Integrating Satellite Data with Green Finance
Advanced satellite technology and remote sensing now provide real-time telemetry on planetary health, enabling detailed mapping of urban heat islands and atmospheric carbon levels. While this influx of climate metrics is valuable, raw numbers alone cannot mitigate environmental degradation. The true utility emerges when these measurements are synthesised with regional demands and incorporated into green finance models. Such integration can reduce reliance on vague metrics that have historically facilitated greenwashing, whereby companies overstate their environmental credentials. Financial institutions may then direct capital towards verifiable, sustainable engineering projects at local scales. However, limitations remain; data accuracy depends on sensor calibration and coverage gaps, underscoring that technology offers supportive rather than definitive solutions.
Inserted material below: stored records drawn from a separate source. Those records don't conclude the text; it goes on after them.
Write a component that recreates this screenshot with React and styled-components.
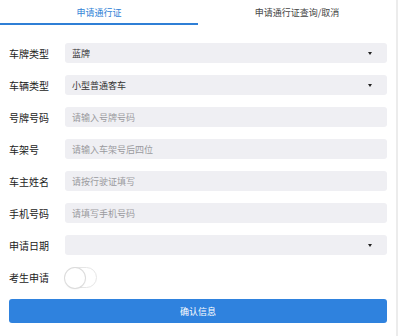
import React, { useState } from "react";
import styled, { createGlobalStyle } from "styled-components";

const Global = createGlobalStyle`
  html, body { margin: 0; padding: 0; background: #fff; }
  body { font-family: "Noto Sans CJK SC", "Noto Sans", sans-serif; }
  * { box-sizing: border-box; }
`;

const Page = styled.div`
  width: 398px;
  height: 336px;
  display: flex;
  background: #fff;
`;

const Main = styled.div`
  width: 396px;
  display: flex;
  flex-direction: column;
`;

const ScrollEdge = styled.div`
  width: 2px;
  background: #ececec;
`;

const Tabs = styled.div`
  display: grid;
  grid-template-columns: 1fr 1fr;
  height: 25px;
`;

const Tab = styled.div`
  display: flex;
  align-items: center;
  justify-content: center;
  font-size: 9px;
  color: ${(p) => (p.$active ? "#2f7fd6" : "#444")};
  border-bottom: 2px solid ${(p) => (p.$active ? "#2f7fd6" : "transparent")};
  padding-top: 1px;
`;

const Form = styled.div`
  display: flex;
  flex-direction: column;
  gap: 12px;
  padding: 18px 9px 0;
`;

const Row = styled.div`
  display: flex;
  align-items: center;
  height: ${(p) => p.$h || 20}px;
`;

const Label = styled.div`
  width: 56px;
  font-size: 10px;
  color: #222;
  white-space: nowrap;
`;

const Field = styled.div`
  flex: 1;
  height: 20px;
  background: #efeff3;
  border-radius: 3px;
  display: flex;
  align-items: center;
  justify-content: space-between;
  padding: 0 15px 0 7px;
  font-size: 9px;
  color: ${(p) => (p.$placeholder ? "#9a9a9e" : "#333")};
`;

const Caret = styled.span`
  width: 0;
  height: 0;
  border-left: 2.5px solid transparent;
  border-right: 2.5px solid transparent;
  border-top: 3px solid #222;
`;

const SwitchTrack = styled.button`
  width: 32px;
  height: 21px;
  border-radius: 11px;
  border: 1px solid #e6e6e6;
  background: #fff;
  padding: 0;
  display: flex;
  align-items: center;
  cursor: pointer;
`;

const Knob = styled.span`
  width: 20px;
  height: 20px;
  border-radius: 50%;
  background: #fff;
  box-shadow: 0 0 0 1px #dcdcdc, 0 1px 2px rgba(0,0,0,0.1);
  margin-left: -1px;
`;

const Submit = styled.button`
  height: 24px;
  border: none;
  border-radius: 3px;
  background: #2f82de;
  color: #fff;
  font-family: inherit;
  font-size: 9px;
  margin-top: -1px;
`;

const fields = [
  { label: "车牌类型", value: "蓝牌", select: true },
  { label: "车辆类型", value: "小型普通客车", select: true },
  { label: "号牌号码", value: "请输入号牌号码", ph: true },
  { label: "车架号", value: "请输入车架号后四位", ph: true },
  { label: "车主姓名", value: "请按行驶证填写", ph: true },
  { label: "手机号码", value: "请填写手机号码", ph: true },
  { label: "申请日期", value: "", select: true },
];

export default function App() {
  const [on, setOn] = useState(false);
  return (
    <>
      <Global />
      <Page>
        <Main>
          <Tabs>
            <Tab $active>申请通行证</Tab>
            <Tab>申请通行证查询/取消</Tab>
          </Tabs>
          <Form>
            {fields.map((f) => (
              <Row key={f.label}>
                <Label>{f.label}</Label>
                <Field $placeholder={f.ph}>
                  <span>{f.value}</span>
                  {f.select && <Caret />}
                </Field>
              </Row>
            ))}
            <Row $h={21}>
              <Label>考生申请</Label>
              <SwitchTrack onClick={() => setOn(!on)}>
                <Knob />
              </SwitchTrack>
            </Row>
            <Submit>确认信息</Submit>
          </Form>
        </Main>
        <ScrollEdge />
      </Page>
    </>
  );
}
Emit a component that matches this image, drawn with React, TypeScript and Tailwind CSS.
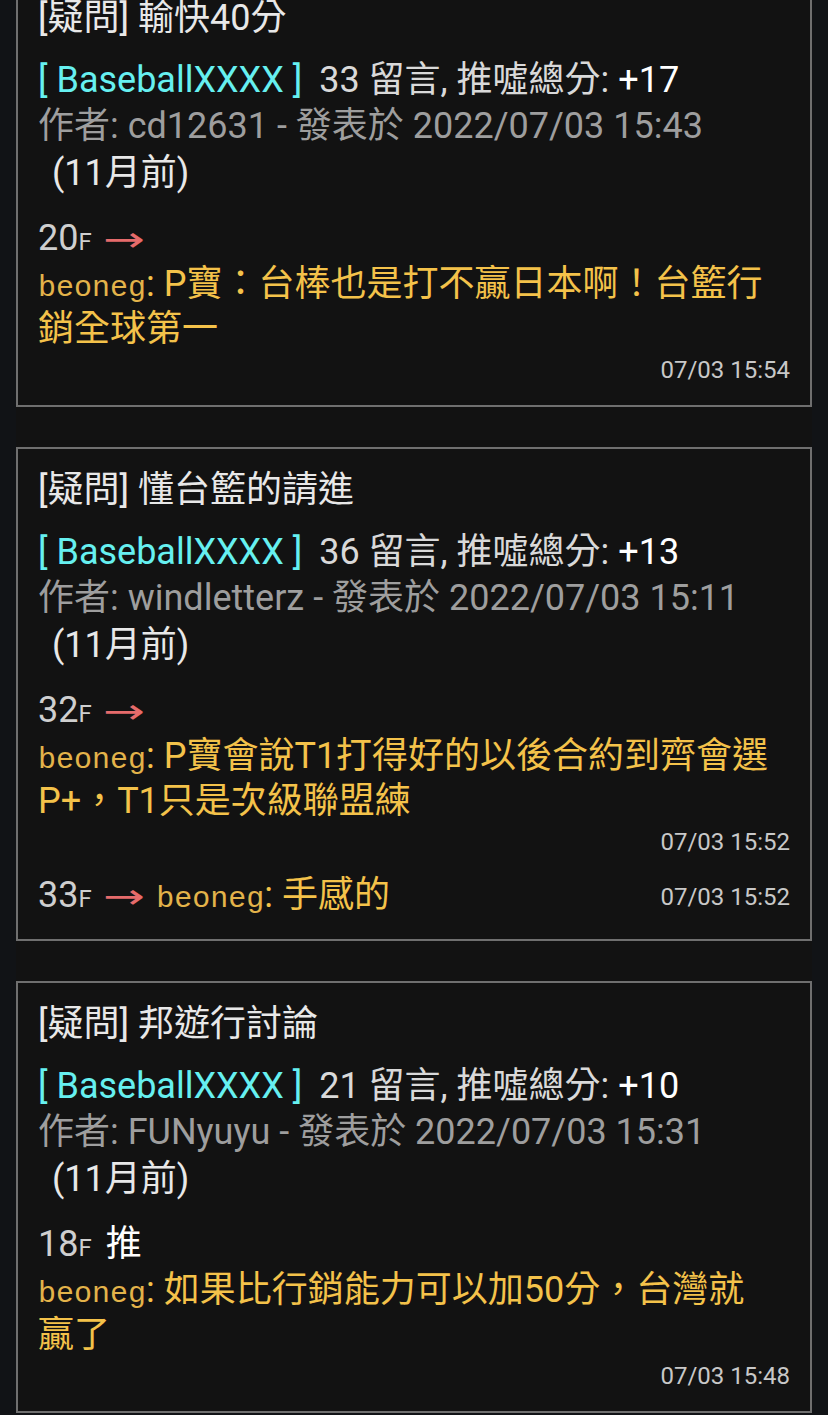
import React from "react";

type Push = {
  floor: string;
  tag: "arrow" | "push";
  lines: string[];
  time: string;
  inline?: boolean;
};

type Post = {
  title: string;
  count: string;
  score: string;
  author: string;
  date: string;
  pushes: Push[];
};

const posts: Post[] = [
  {
    title: "[疑問] 輸快40分",
    count: "33",
    score: "+17",
    author: "cd12631",
    date: "2022/07/03 15:43",
    pushes: [
      {
        floor: "20",
        tag: "arrow",
        lines: ["P寶：台棒也是打不贏日本啊！台籃行", "銷全球第一"],
        time: "07/03 15:54",
      },
    ],
  },
  {
    title: "[疑問] 懂台籃的請進",
    count: "36",
    score: "+13",
    author: "windletterz",
    date: "2022/07/03 15:11",
    pushes: [
      {
        floor: "32",
        tag: "arrow",
        lines: ["P寶會說T1打得好的以後合約到齊會選", "P+，T1只是次級聯盟練"],
        time: "07/03 15:52",
      },
      {
        floor: "33",
        tag: "arrow",
        lines: ["手感的"],
        time: "07/03 15:52",
        inline: true,
      },
    ],
  },
  {
    title: "[疑問] 邦遊行討論",
    count: "21",
    score: "+10",
    author: "FUNyuyu",
    date: "2022/07/03 15:31",
    pushes: [
      {
        floor: "18",
        tag: "push",
        lines: ["如果比行銷能力可以加50分，台灣就", "贏了"],
        time: "07/03 15:48",
      },
    ],
  },
];

function FloorTag({ p }: { p: Push }) {
  return (
    <span className="whitespace-nowrap">
      <span className="text-[#cfcfcf]">{p.floor}</span>
      <span className="text-[24px] leading-none text-[#cfcfcf]">F</span>
      {p.tag === "arrow" ? (
        <span className="relative top-[3px] ml-[11px] inline-block scale-x-[1.25] scale-y-[0.85] origin-left leading-none text-[#e56b6b] font-['DejaVu_Sans',sans-serif] text-[40px]">→</span>
      ) : (
        <span className="ml-[14px] text-[#ffffff]">推</span>
      )}
    </span>
  );
}

function User() {
  return (
    <>
      <span className="font-['Liberation_Mono',monospace] text-[30px] leading-none text-[#e3b34a]">beoneg</span>
      <span className="text-[#f4c24a]">:</span>{" "}
    </>
  );
}

function PushBlock({ p }: { p: Push }) {
  if (p.inline) {
    return (
      <div className="mt-[12px] pb-[4px] flex items-center justify-between h-[50px] leading-[46px]">
        <div className="whitespace-nowrap">
          <FloorTag p={p} />
          <span className="ml-[20px]">
            <User />
          </span>
          <span className="text-[#f4c24a]">{p.lines[0]}</span>
        </div>
        <div className="text-[24px] text-[#c8c8c8] leading-[24px] pt-[4px]">{p.time}</div>
      </div>
    );
  }
  return (
    <div className="mt-[19px]">
      <div className="h-[46px] leading-[46px]">
        <FloorTag p={p} />
      </div>
      <div className="mt-[1px] text-[#f4c24a]">
        {p.lines.map((l, i) => (
          <div key={i} className="h-[45px] leading-[45px] whitespace-nowrap">
            {i === 0 && <User />}
            {l}
          </div>
        ))}
      </div>
      <div className="h-[36px] text-right text-[24px] leading-[36px] text-[#c8c8c8]">{p.time}</div>
    </div>
  );
}

function Card({ post }: { post: Post }) {
  return (
    <div className="border-2 border-[#6f6f6f] bg-[#121212] px-[20px] pt-[18px] pb-[17px]">
      <div className="h-[46px] leading-[46px] text-[#e8e8e8]">{post.title}</div>
      <div className="mt-[16px] h-[46px] leading-[46px] whitespace-nowrap">
        <span className="text-[#66f0f0]">[ BaseballXXXX ]</span>
        <span className="ml-[8px] text-[#d9d9d9]"> {post.count} 留言, 推噓總分: </span>
        <span className="text-[#ffffff]">{post.score}</span>
      </div>
      <div className="h-[46px] leading-[46px] text-[#9e9e9e] whitespace-nowrap">
        作者: {post.author} - 發表於 {post.date}
      </div>
      <div className="mt-[1px] h-[46px] pl-[14px] leading-[46px] text-[#e8e8e8]">(11月前)</div>
      {post.pushes.map((p, i) => (
        <PushBlock key={i} p={p} />
      ))}
    </div>
  );
}

export default function App() {
  return (
    <div className="h-[1415px] overflow-hidden bg-[#111316] text-[36px] font-['Roboto','Noto_Sans_CJK_TC',sans-serif]">
      <div className="mx-4 -mt-[25px] flex flex-col gap-[40px] bg-[#121212]">
        {posts.map((p, i) => (
          <Card key={i} post={p} />
        ))}
      </div>
    </div>
  );
}
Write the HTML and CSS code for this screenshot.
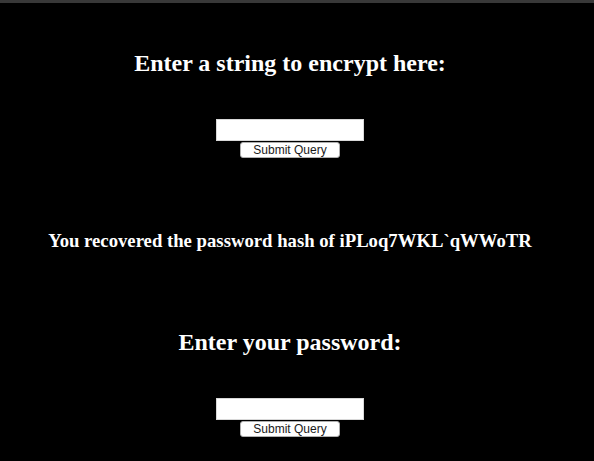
FILE: index.html
```html
<!DOCTYPE html>
<html>
<head>
<meta charset="utf-8">
<link rel="stylesheet" href="styles.css">
</head>
<body>
<div class="topbar"></div>
<main class="page">
  <form class="block">
    <h2 class="title">Enter a string to encrypt here:</h2>
    <input class="field" type="text">
    <button class="btn" type="button">Submit Query</button>
  </form>
  <h3 class="result">You recovered the password hash of iPLoq7WKL`qWWoTR</h3>
  <form class="block">
    <h2 class="title">Enter your password:</h2>
    <input class="field" type="text">
    <button class="btn" type="button">Submit Query</button>
  </form>
</main>
</body>
</html>
```
FILE: styles.css
```css
html, body {
  margin: 0;
  padding: 0;
  background: #000;
  height: 100%;
}
body {
  font-family: "Liberation Serif", "Times New Roman", serif;
  color: #fff;
}
.topbar {
  height: 3px;
  background: #383838;
}
.page {
  display: flex;
  flex-direction: column;
  align-items: center;
  padding-right: 14px;
}
.block {
  display: flex;
  flex-direction: column;
  align-items: center;
  margin: 0;
}
.title {
  font-size: 24px;
  font-weight: bold;
  margin: 0;
  line-height: 28px;
}
.block:first-child .title {
  margin-top: 46px;
}
.field {
  width: 148px;
  height: 22px;
  box-sizing: border-box;
  border: 1px solid #d8d8d8;
  background: #fff;
  margin: 42px 0 1px 0;
  padding: 0;
}
.btn {
  width: 100px;
  height: 16px;
  box-sizing: border-box;
  padding: 0;
  border: 1px solid #b0b0b0;
  border-radius: 3px;
  background: #fff;
  font-family: "Liberation Sans", Arial, sans-serif;
  font-size: 12px;
  line-height: 14px;
  color: #1a1a1a;
}
.result {
  font-size: 18.72px;
  font-weight: bold;
  margin: 72px 0 76px 0;
  line-height: 22px;
}
```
Linking Environmental and Health Datasets
Beyond geography, climate metrics intersect with large-scale healthcare datasets, allowing researchers to map connections between environmental stressors and public health trends. Real-time analysis could reveal, for example, how rising temperatures correlate with respiratory conditions in specific communities. Yet this information remains incomprehensible to non-specialists without further processing. Collaboration with creative industries becomes essential here. Artists and media professionals can transform dense telemetry and biometric data into intuitive visual narratives that engage communities and encourage public action. This interdisciplinary step addresses a key limitation of purely technical approaches by improving accessibility and motivation for change.
The Energy Demands of Data Infrastructure
These applications are complicated by the physical realities of data processing. Global data centres require substantial electricity for operation and cooling, contributing to carbon emissions even as they support climate modelling. This creates a technical paradox where tools intended to reduce environmental harm simultaneously expand the carbon footprint. Resolving it demands improvements in hardware efficiency and power system design, areas where mechanical and electrical engineering expertise is directly applicable. Optimisation techniques, such as advanced cooling methods or renewable energy integration, illustrate how computational challenges are inseparable from resource management considerations.
Conclusion
Raw data reflects existing conditions but does not inherently solve problems. Progress should be judged by improvements in human well-being rather than data volumes or processing speeds. Effective responses in the Big Data era require engineering to work alongside the arts and public health fields, ensuring data infrastructure supports sustainable outcomes for the communities it serves. This collaborative model may help balance technological capability with ethical and environmental responsibility.
References
- International Energy Agency (2022) Data Centres and Data Transmission Networks. IEA, Paris.
- Intergovernmental Panel on Climate Change (2021) Climate Change 2021: The Physical Science Basis. Cambridge University Press.